The plans each look at the average cost of fee-for-service Medicare in each county, and they get a chance to bid each year against those average costs and they always bid much less. In the highest cost counties for fee-for-service, even this year’s MedPac report shows that many MA plans are bidding 40 percent less.
The actual capitation that is paid to the plans each month is legitimately based on the actual average cost of care for fee-for-service Medicare in every county. That is a good, useful and important number and when we are looking at how much we are spending on each program, that average number is a very legitimate benchmark for figuring out if we are getting a good deal financially for the program.
They actually label that the benchmark process and it creates the benchmark prices that are used for enrollees in each county.
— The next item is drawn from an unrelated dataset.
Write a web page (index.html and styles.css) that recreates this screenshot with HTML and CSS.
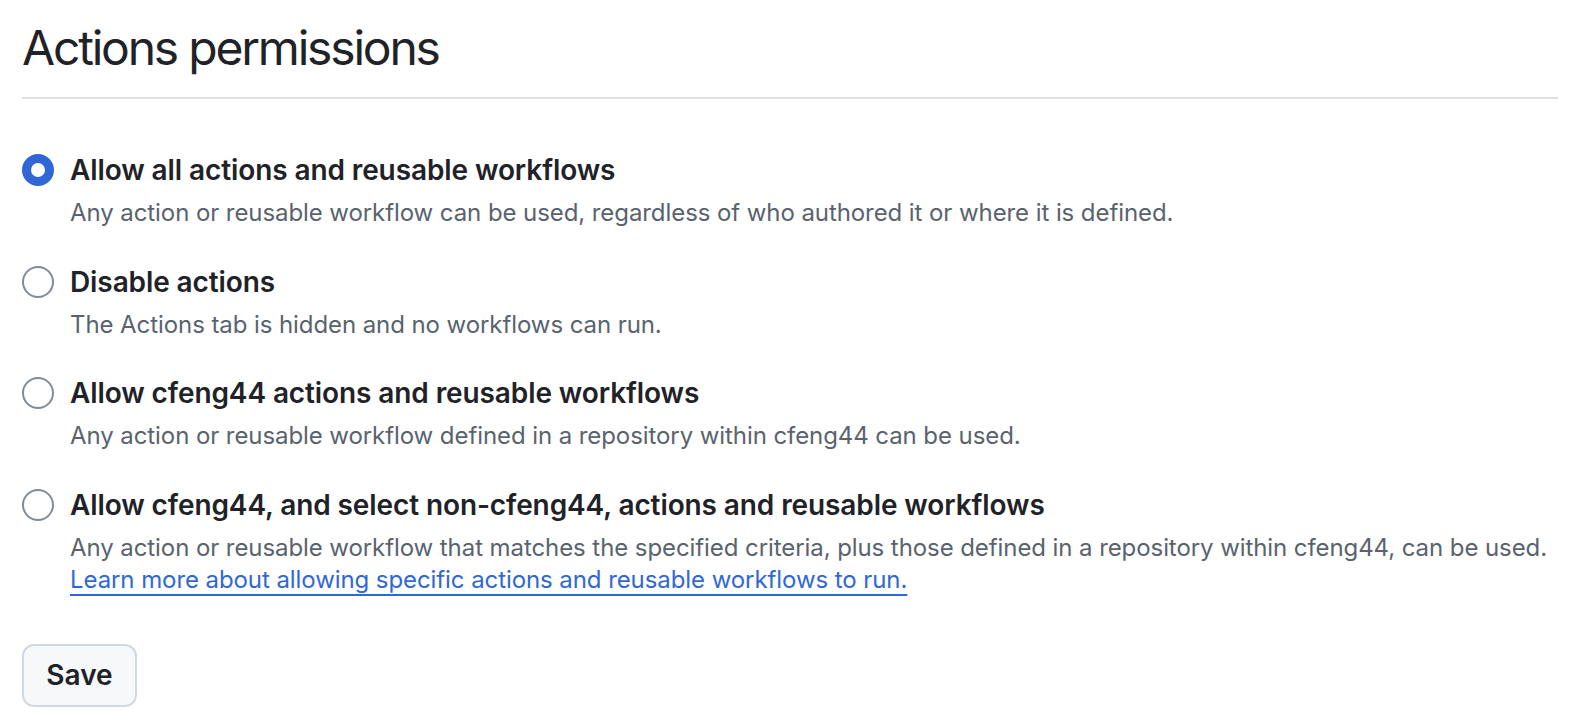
FILE: index.html
```html
<!DOCTYPE html>
<html lang="en">
<head>
<meta charset="utf-8">
<link rel="stylesheet" href="styles.css">
</head>
<body>
<div class="page">
  <h1 class="title">Actions permissions</h1>
  <div class="options">
    <div class="option">
      <span class="radio checked"></span>
      <div class="text">
        <div class="label">Allow all actions and reusable workflows</div>
        <div class="desc">Any action or reusable workflow can be used, regardless of who authored it or where it is defined.</div>
      </div>
    </div>
    <div class="option">
      <span class="radio"></span>
      <div class="text">
        <div class="label">Disable actions</div>
        <div class="desc">The Actions tab is hidden and no workflows can run.</div>
      </div>
    </div>
    <div class="option">
      <span class="radio"></span>
      <div class="text">
        <div class="label">Allow cfeng44 actions and reusable workflows</div>
        <div class="desc">Any action or reusable workflow defined in a repository within cfeng44 can be used.</div>
      </div>
    </div>
    <div class="option">
      <span class="radio"></span>
      <div class="text">
        <div class="label">Allow cfeng44, and select non-cfeng44, actions and reusable workflows</div>
        <div class="desc">Any action or reusable workflow that matches the specified criteria, plus those defined in a repository within cfeng44, can be used.<br><a class="link" href="#">Learn more about allowing specific actions and reusable workflows to run.</a></div>
      </div>
    </div>
  </div>
  <button class="btn">Save</button>
</div>
</body>
</html>
```
FILE: styles.css
```css
html, body {
  margin: 0;
  padding: 0;
  background: #ffffff;
}
body {
  font-family: Inter, "Noto Sans", "Liberation Sans", sans-serif;
  color: #1f2328;
}
.page {
  padding: 18px 14px 0 22px;
}
.title {
  margin: 0;
  font-size: 48px;
  font-weight: 400;
  line-height: 60px;
  padding-bottom: 19px;
  border-bottom: 2px solid #dde1e6;
  letter-spacing: -2.2px;
}
.options {
  display: flex;
  flex-direction: column;
  gap: 32.5px;
  margin-top: 51px;
}
.option {
  display: flex;
  align-items: flex-start;
  gap: 16px;
}
.radio {
  flex: none;
  width: 32px;
  height: 32px;
  margin-top: 4px;
  box-sizing: border-box;
  border-radius: 50%;
  border: 2px solid #818b98;
  background: #fff;
}
.radio.checked {
  border: 9px solid #2f68d6;
}
.label {
  font-size: 28px;
  font-weight: 600;
  line-height: 40px;
  letter-spacing: -0.1px;
}
.desc {
  margin-top: 7px;
  font-size: 24px;
  line-height: 32px;
  color: #59636e;
  letter-spacing: -0.08px;
}
.link {
  color: #2f68d6;
  text-decoration: underline;
  text-decoration-thickness: 2px;
  text-underline-offset: 6px;
}
.btn {
  margin-top: 48px;
  width: 115px;
  height: 63px;
  border: 2px solid #d1d9e0;
  border-radius: 12px;
  background: #f6f8fa;
  font-family: Inter, "Noto Sans", "Liberation Sans", sans-serif;
  font-size: 28px;
  font-weight: 600;
  color: #1f2328;
  padding: 0;
}
```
The capitation money the plans are paid each month is used by the plans to provide care, and the plans can be very flexible in how they use that money. The plans have to provide the basic set of Medicare benefits and they also need to do some defined and expected levels of quality and service reporting for that money, but they can use it in very flexible ways to provide care to their members.
They can use that money to provide additional levels of care and they can also use any and all legal caregivers available to them to serve their members in the process. A MA plan might send a nurse into a home to help with a diabetic patient or to help avert a potential congestive heart failure crisis, and they can pay that nurse to provide that care from the capitation paid to the plans. Fee-for-service Medicare does not pay for those nurses or for those sites of care — and fee-for-service Medicare would even accuse, charge and possibly indict that nurse for Medicare billing fraud if the nurse performed those same services and then sent a bill to Medicare for their time and efforts.
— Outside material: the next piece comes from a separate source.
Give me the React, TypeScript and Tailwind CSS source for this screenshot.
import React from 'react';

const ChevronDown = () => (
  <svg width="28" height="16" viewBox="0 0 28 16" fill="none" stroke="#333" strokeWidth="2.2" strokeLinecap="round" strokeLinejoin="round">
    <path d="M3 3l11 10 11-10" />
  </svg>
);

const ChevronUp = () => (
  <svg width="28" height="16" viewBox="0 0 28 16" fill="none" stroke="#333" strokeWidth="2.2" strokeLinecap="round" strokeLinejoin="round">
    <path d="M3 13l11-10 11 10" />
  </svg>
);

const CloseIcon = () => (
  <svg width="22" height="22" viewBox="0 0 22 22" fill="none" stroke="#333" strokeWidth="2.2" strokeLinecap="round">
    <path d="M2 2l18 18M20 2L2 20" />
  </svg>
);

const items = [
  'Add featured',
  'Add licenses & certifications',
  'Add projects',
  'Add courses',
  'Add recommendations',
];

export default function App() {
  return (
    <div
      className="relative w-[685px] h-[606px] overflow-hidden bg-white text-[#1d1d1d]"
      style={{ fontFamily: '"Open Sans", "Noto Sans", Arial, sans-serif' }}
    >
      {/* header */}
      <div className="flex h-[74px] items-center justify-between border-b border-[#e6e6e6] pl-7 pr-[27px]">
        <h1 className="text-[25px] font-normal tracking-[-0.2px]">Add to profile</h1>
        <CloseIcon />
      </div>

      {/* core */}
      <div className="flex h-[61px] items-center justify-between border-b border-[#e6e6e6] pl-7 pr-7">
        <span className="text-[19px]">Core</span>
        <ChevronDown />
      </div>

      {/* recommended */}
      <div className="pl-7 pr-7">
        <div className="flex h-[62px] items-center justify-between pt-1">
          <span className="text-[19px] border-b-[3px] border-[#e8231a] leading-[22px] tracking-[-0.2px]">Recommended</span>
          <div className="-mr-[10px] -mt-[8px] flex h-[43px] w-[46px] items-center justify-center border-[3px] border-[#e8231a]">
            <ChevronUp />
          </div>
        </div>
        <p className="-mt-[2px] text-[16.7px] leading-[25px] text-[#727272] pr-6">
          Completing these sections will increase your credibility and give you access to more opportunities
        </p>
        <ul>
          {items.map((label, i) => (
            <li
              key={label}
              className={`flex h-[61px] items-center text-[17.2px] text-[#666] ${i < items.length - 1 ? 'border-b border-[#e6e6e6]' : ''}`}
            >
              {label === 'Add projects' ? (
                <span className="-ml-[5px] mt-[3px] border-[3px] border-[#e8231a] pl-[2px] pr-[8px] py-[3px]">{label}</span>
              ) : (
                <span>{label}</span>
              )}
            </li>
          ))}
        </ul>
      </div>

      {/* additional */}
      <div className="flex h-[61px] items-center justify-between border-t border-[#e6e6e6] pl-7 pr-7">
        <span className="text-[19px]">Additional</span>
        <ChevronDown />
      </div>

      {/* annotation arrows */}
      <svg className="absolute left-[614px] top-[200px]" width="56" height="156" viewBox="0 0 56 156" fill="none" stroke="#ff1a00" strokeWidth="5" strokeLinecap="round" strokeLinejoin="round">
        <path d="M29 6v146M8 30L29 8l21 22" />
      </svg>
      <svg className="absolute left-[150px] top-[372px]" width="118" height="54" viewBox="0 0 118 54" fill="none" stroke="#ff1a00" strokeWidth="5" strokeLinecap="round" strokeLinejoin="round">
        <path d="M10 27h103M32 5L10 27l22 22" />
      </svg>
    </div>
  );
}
Quality Reporting in MA vs FFS
So MA patients tend to have both better care and more flexible care at several levels compared to fee-for-service Medicare patients. The plans also have quality reporting and expectations that do not exist at any level today in fee-for-service Medicare and that makes the MedPac comment in the report about the quality differences being completely non-discernable are discernably wrong.
We know from the current five-star reporting system that MA plans increased the percentage of cardiovascular patients who were receiving and using their statins from 80 percent to 83 percent even under Covid situations last year — and we know that the diabetics in MA plans lost ground on having their blood sugar controlled and the MA plans, on average, had that number with blood sugar controlled drop from 80 percent to 76 percent of the diabetic patients under the Covid year.
So, even though the plans did far better than fee-for-service Medicare in responding to the immediate care needs of their Covid patients, we know that they lost some ground on some levels of care during that time.
Fee-for-service Medicare, by contrast, actually does not have one single quality measure.
None.
Fee-for-service Medicare simply does not do any quality improvement programs. They also don’t set any quality goals, and fee-for-service Medicare does not support or pay for team care or for medical information pooling and linkages for their patients for use in care quality activities for their caregivers.
The MedPac staff wrote again in their report about the status of MA that they could not comment on the quality of care in fee-for-service Medicare compared to MA because they have no data for those fee-based patients, which means that it is impossible and wrong for MedPac to comment on the comparative quality of care. They believe and they say that clear deficit in quality data that exists for fee-for-service care sites and those caregivers should not cause anyone to conclude anything about the relative quality of the two programs, or should be a reflection in any way on any part of the fee-for-service Medicare, because that would be “unfair to fee-for-service Medicare” to point that data issue out in any public way.
That avoidance of the quality issue is just wrong.